People hold preconceived notions about women: Sonam Kapoor

Actor Sonam Kapoor on #MeToo, the industry being light years behind in the movement and wearing her style on her sleeve

Written by Priyanka Sinha Jha | Published: April 10, 2018 12:11:59 am
People hold preconceived notions about women: Sonam Kapoor Sonam Kapoor

Hollywood has been talking about #metoo and #timesup campaign. Is there something (similar) happening close home?

I wish there was. Unfortunately in India, there’s a lot of shame attached to it. If something happens to you, you just smile and pretend to be dumb. You just ignore it, pretend it didn’t happen because if you speak about it, you will get into more trouble. You are conditioned to think that way. It becomes a blemish on you. In India, it is so prevalent, eve teasing — we have been experiencing it since college where guys are hooting at you, that’s also harassment.

Nothing has changed.

It’s not gonna happen for a while. I don’t think so. We are hard pressed for stories, for roles. There is no equal pay. And I am not even talking about actresses. I was talking to someone, this person asked for my help. He said I am trying to hire a person — there are two people, a guy, and a girl, who is just married. She is better but she may get pregnant. And she won’t be able to work properly. This is how we still think. People hold these preconceived notions about women.

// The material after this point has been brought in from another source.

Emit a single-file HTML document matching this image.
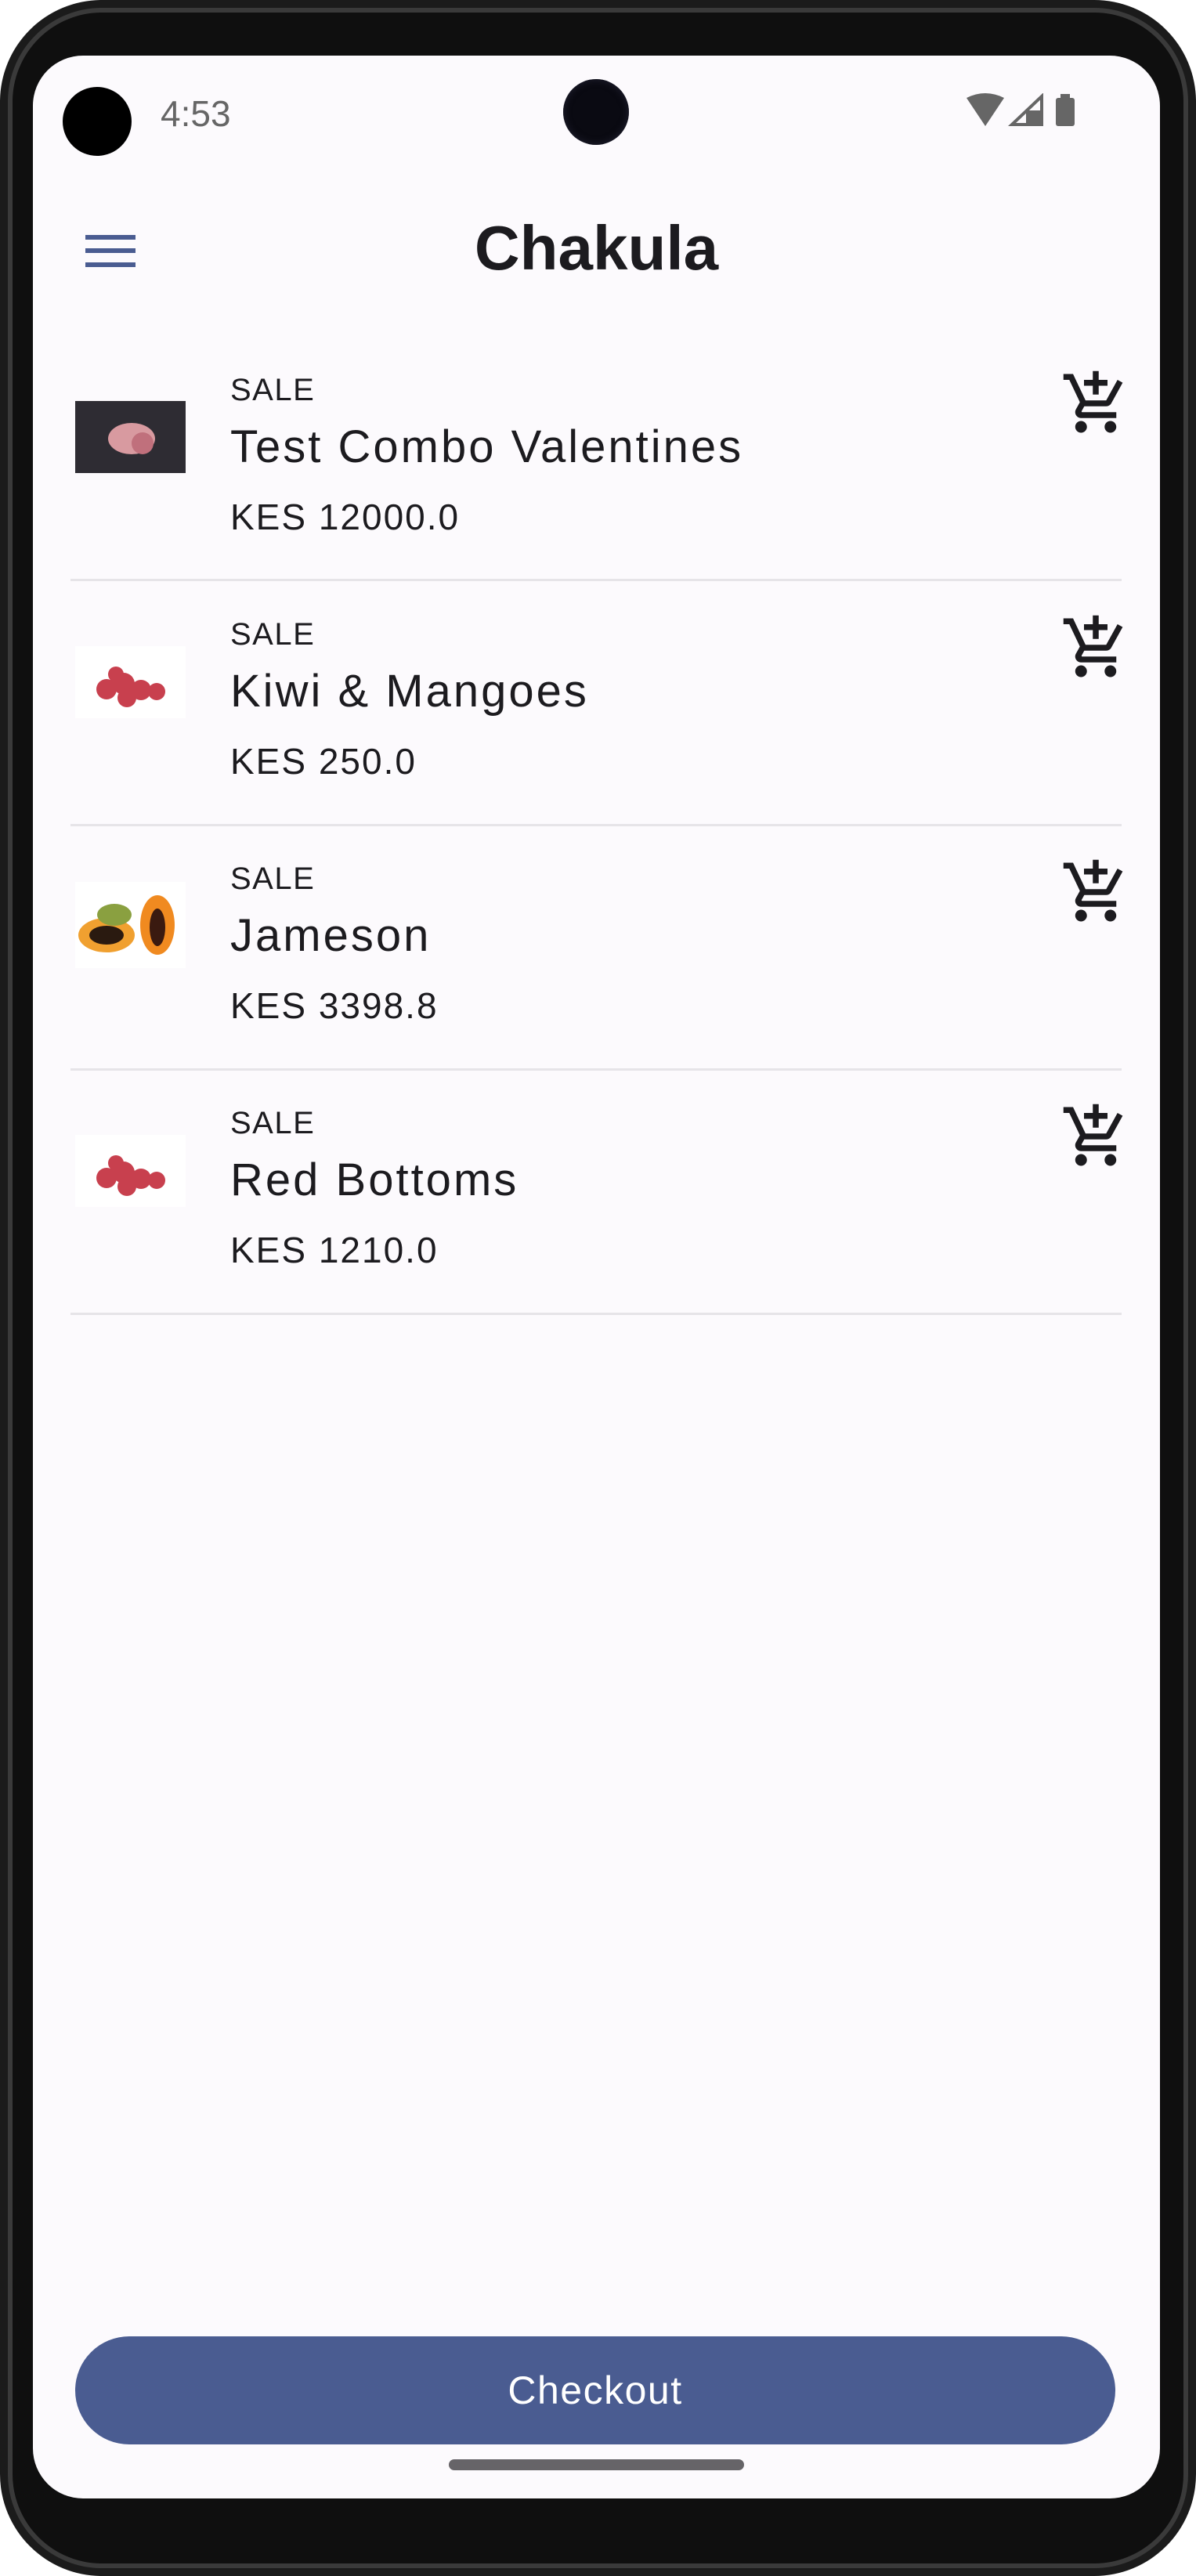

Yes, people hold these things against women.

Our conditioning is so deep and entrenched. If someone teased you at school, would you tell anybody? You will keep it to yourself. This mindset has to change. It will take a really long time. I remember when I spoke about what happened to me when I had gone to a theatre to watch a Raveena Tandon film. A man came behind me and molested me. And people said that’s not molestation. This is harassment. And somebody from my team said that why are you speaking about this, your movie is coming out.

Really?

Yes, I remember when I had said that I am a feminist, my team was like, why are you saying you are a feminist.

Because it doesn’t work for your image?

You want your women going to temples, be the girl next door, wear a sari, be pure.

Be unquestioning and accepting of everything.

It’s shocking. Such a contradiction in our country. You want to watch songs where women are gyrating to lyrics which are so suggestive, and at the same time wearing salwar kameez and doing puja.